4.4       Het Centraal Tuchtcollege heeft kennis genomen van de inhoud van dit klachtonderdeel en het daarover in eerste aanleg door partijen gevoerde debat. De behandeling van de zaak in beroep heeft geen ander licht op dit klachtonderdeel geworpen. Het Centraal Tuchtcollege kan zich verenigen met de overwegingen en het oordeel van het Regionaal Tuchtcollege over dit klachtonderdeel en neemt deze overwegingen en dit oordeel integraal over. Het Centraal Tuchtcollege acht evenals het Regionaal Tuchtcollege niet onbegrijpelijk, maar aanvaardbaar dat de huisarts klager in eerste instantie heeft aangeraden om de feedback schriftelijk bij haar in te dienen, om daarover een gesprek met klager te kunnen voeren, en dat zij niet tevens direct heeft verwezen naar de formele klachteninstantie.

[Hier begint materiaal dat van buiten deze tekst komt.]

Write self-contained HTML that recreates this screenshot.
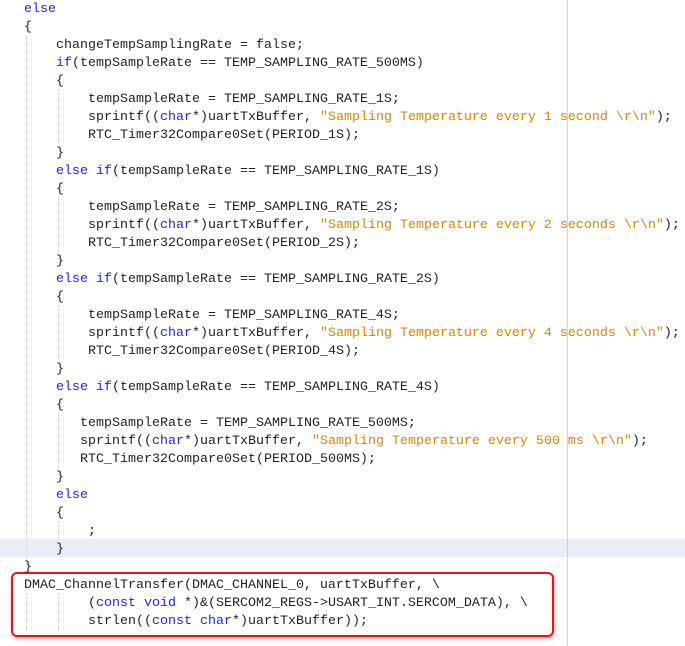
<!DOCTYPE html>
<html><head><meta charset="utf-8"><style>
html,body{margin:0;padding:0;background:#fff;width:685px;height:646px;overflow:hidden;position:relative}
#t{position:absolute;left:0;top:2px;width:685px;height:646px}
.l{position:absolute;left:0;height:18px;line-height:18px;font-family:"Liberation Mono",monospace;font-size:13.33px;color:#222;white-space:pre}
.k{color:#2424d8}.s{color:#d4870c}
.g{position:absolute;width:0;border-left:1px dotted #d0d0d0}
</style></head><body>
<div style="position:absolute;left:0;top:539px;width:685px;height:18px;background:#e8eef8"></div>
<div style="position:absolute;left:567px;top:0;width:1px;height:646px;background:#f4c4c4"></div>
<div class="g" style="left:26px;top:36px;height:530px"></div>
<div class="g" style="left:58px;top:90px;height:54px"></div>
<div class="g" style="left:58px;top:198px;height:54px"></div>
<div class="g" style="left:58px;top:306px;height:54px"></div>
<div class="g" style="left:58px;top:414px;height:54px"></div>
<div class="g" style="left:58px;top:522px;height:18px"></div>
<div class="g" style="left:26px;top:594px;height:36px"></div>
<div class="g" style="left:58px;top:594px;height:36px"></div>
<div style="position:absolute;left:11px;top:572px;width:539px;height:61px;border:2px solid #e8141c;border-radius:6px;box-shadow:1px 2px 4px rgba(0,0,0,0.3)"></div>
<div id="t">
<div class="l" style="top:-1px;left:24px"><span class="k">else</span></div>
<div class="l" style="top:17px;left:24px">{</div>
<div class="l" style="top:35px;left:56px">changeTempSamplingRate = false;</div>
<div class="l" style="top:53px;left:56px"><span class="k">if</span>(tempSampleRate == TEMP_SAMPLING_RATE_500MS)</div>
<div class="l" style="top:71px;left:56px">{</div>
<div class="l" style="top:89px;left:88px">tempSampleRate = TEMP_SAMPLING_RATE_1S;</div>
<div class="l" style="top:107px;left:88px">sprintf((<span class="k">char</span>*)uartTxBuffer, <span class="s">"Sampling Temperature every 1 second \r\n"</span>);</div>
<div class="l" style="top:125px;left:88px">RTC_Timer32Compare0Set(PERIOD_1S);</div>
<div class="l" style="top:143px;left:56px">}</div>
<div class="l" style="top:161px;left:56px"><span class="k">else if</span>(tempSampleRate == TEMP_SAMPLING_RATE_1S)</div>
<div class="l" style="top:179px;left:56px">{</div>
<div class="l" style="top:197px;left:88px">tempSampleRate = TEMP_SAMPLING_RATE_2S;</div>
<div class="l" style="top:215px;left:88px">sprintf((<span class="k">char</span>*)uartTxBuffer, <span class="s">"Sampling Temperature every 2 seconds \r\n"</span>);</div>
<div class="l" style="top:233px;left:88px">RTC_Timer32Compare0Set(PERIOD_2S);</div>
<div class="l" style="top:251px;left:56px">}</div>
<div class="l" style="top:269px;left:56px"><span class="k">else if</span>(tempSampleRate == TEMP_SAMPLING_RATE_2S)</div>
<div class="l" style="top:287px;left:56px">{</div>
<div class="l" style="top:305px;left:88px">tempSampleRate = TEMP_SAMPLING_RATE_4S;</div>
<div class="l" style="top:323px;left:88px">sprintf((<span class="k">char</span>*)uartTxBuffer, <span class="s">"Sampling Temperature every 4 seconds \r\n"</span>);</div>
<div class="l" style="top:341px;left:88px">RTC_Timer32Compare0Set(PERIOD_4S);</div>
<div class="l" style="top:359px;left:56px">}</div>
<div class="l" style="top:377px;left:56px"><span class="k">else if</span>(tempSampleRate == TEMP_SAMPLING_RATE_4S)</div>
<div class="l" style="top:395px;left:56px">{</div>
<div class="l" style="top:413px;left:80px">tempSampleRate = TEMP_SAMPLING_RATE_500MS;</div>
<div class="l" style="top:431px;left:80px">sprintf((<span class="k">char</span>*)uartTxBuffer, <span class="s">"Sampling Temperature every 500 ms \r\n"</span>);</div>
<div class="l" style="top:449px;left:80px">RTC_Timer32Compare0Set(PERIOD_500MS);</div>
<div class="l" style="top:467px;left:56px">}</div>
<div class="l" style="top:485px;left:56px"><span class="k">else</span></div>
<div class="l" style="top:503px;left:56px">{</div>
<div class="l" style="top:521px;left:88px">;</div>
<div class="l" style="top:539px;left:56px">}</div>
<div class="l" style="top:557px;left:24px">}</div>
<div class="l" style="top:575px;left:24px">DMAC_ChannelTransfer(DMAC_CHANNEL_0, uartTxBuffer, \</div>
<div class="l" style="top:593px;left:88px">(<span class="k">const void</span> *)&amp;(SERCOM2_REGS-&gt;USART_INT.SERCOM_DATA), \</div>
<div class="l" style="top:611px;left:88px">strlen((<span class="k">const char</span>*)uartTxBuffer));</div>
</div>
</body></html>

Klachtonderdeel 1 is dus terecht afgewezen.

Ten aanzien van klachtonderdeel 4

4.5       Dit klachtonderdeel ziet op de website van de huisarts. Naar het oordeel van het Centraal Tuchtcollege heeft klager in eerste aanleg en in beroep onvoldoende onderbouwd dat de website van de huisarts niet adequaat was beveiligd. Maar wat hiervan ook zij, voldoende aannemelijk is dat, toen klager in september 2017 duidelijk had gemaakt wat er volgens hem mis was met de website, de huisarts vrijwel direct contact heeft gezocht met de beheerder van de website. Deze heeft toen een bepaald formulier van de website verwijderd. Ook is nadien op de website een verwijzing naar de juiste klachteninstantie opgenomen. Mede gezien deze adequate reactie van de huisarts, acht het Centraal Tuchtcollege het handelen van de huisarts niet zodanig ernstig dat dit tuchtrechtelijk verwijtbaar is. Daarbij merkt het Centraal Tuchtcollege nog op dat een huisarts niet verplicht is om een website te hebben. Het bestaan van een klachtenregeling, als bedoeld in artikel 13 van de Wet kwaliteit, klachten en geschillen zorg, kan ook op andere wijze dan door publicatie op de website onder de aandacht van patiënten worden gebracht. Klachtonderdeel 4 is derhalve terecht afgewezen.

4.6       In beroep heeft klager nog naar voren gebracht dat op de website van de huisarts destijds helemaal niets werd vermeld over het bestaan van een klachtenregeling en dat in haar praktijk, bijvoorbeeld met folders, deze klachtenregeling evenmin onder de aandacht van patiënten werd gebracht. Het Centraal Tuchtcollege stelt vast dat dit verwijt voor het eerst in beroep als een zelfstandige klacht is geformuleerd. In beroep kan het Centraal Tuchtcollege slechts oordelen over klachten die in het oorspronkelijk klaagschrift aan het Regionaal Tuchtcollege ter beoordeling zijn voorgelegd. Nieuwe klachten vallen buiten het bereik van het beroep. Klager kan in zoverre dan ook niet in zijn beroep worden ontvangen.

4.7       Het voorgaande betekent dat klager gedeeltelijk niet-ontvankelijk is in het beroep. Voorts volgt uit het voorgaande dat het Regionaal Tuchtcollege de klachtonderdelen 1 en

4 terecht heeft afgewezen en dat het beroep voor het overige dus moet worden verworpen.

5.         Beslissing

Het Centraal Tuchtcollege voor de Gezondheidszorg:

                                                verklaart klager niet-ontvankelijk in het beroep, voor zover dit

                                               een nieuwe klacht betreft;

verwerpt het beroep voor het overige.

Deze beslissing is gegeven door: T.L. de Vries, voorzitter; E.F. Lagerwerf-Vergunst en

Y.A.J.M. van Kuijck, leden-juristen en M.K. Dees en W. de Ruijter, leden-beroepsgenoten en E.D. Boer, secretaris.

       Uitgesproken ter openbare zitting van 14 mei 2019.

                        Voorzitter   w.g.                     Secretaris w.g.